A contact choosing email subscription categories in Lead Savage Preference Management

Let People Quit One Email Instead of All of Them

April 20, 20262 min read

Right now your unsubscribe button is all-or-nothing — and you’re losing people who only wanted fewer emails, not zero. Preference Management fixes that.

Here’s a quiet leak in most email programs: someone’s a little tired of your promos, so they hit unsubscribe, and now they’re gone from everything — including the newsletter they actually liked. Preference Management plugs that leak by letting contacts opt out of a category instead of your whole list. They drop the promos, keep the monthly note, and you keep the relationship.

Categories your contacts can choose between

You create subscription categories that match your email program — Newsletters, Promotions, Event Updates, whatever fits — and link each campaign to a category. When you send, the system already knows the “why” behind the email and who actually wants that type. Someone who opted out of Promotions simply won’t be included in a promo send, even if they’re sitting in the original audience list.

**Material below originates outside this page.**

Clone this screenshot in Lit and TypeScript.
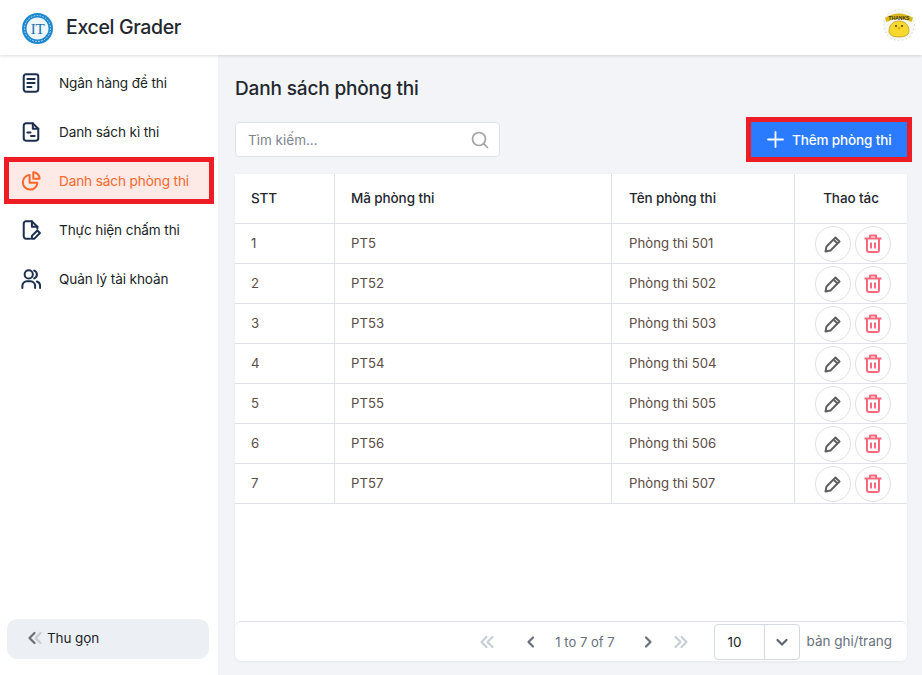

“Unsubscribe” shouldn’t mean “goodbye forever.” Let them turn down the volume instead.

It enforces itself, everywhere

The part that makes this worth it: it’s automatic. Opt-outs are honored on current and future sends for that category, including emails sent from workflows — the system filters the audience no matter how a contact got in. Contacts can manage their own choices too, through a “Manage your preferences” link in your unsubscribe footer, so they self-serve instead of leaving entirely.

Two things to know before you flip it on

Read this part carefully. Preference Management is a Labs feature you enable from Settings, and it is irreversible — once it’s on for a sub-account, you can’t turn it back off, because it introduces account-level unsubscribe controls. There are no default categories, so you build the ones you want. And to resubscribe a contact to a category they left, you must record a legal basis. A general note, not legal advice: confirm your own compliance obligations with counsel before you rely on any of this.

The takeaway

Before you enable it, sketch the two or three email categories your audience would actually want to choose between — most businesses need fewer than they think. Then turn it on, build those categories, and link your campaigns. From then on, a tired subscriber turns the volume down instead of walking out, and every send respects exactly what each person asked for.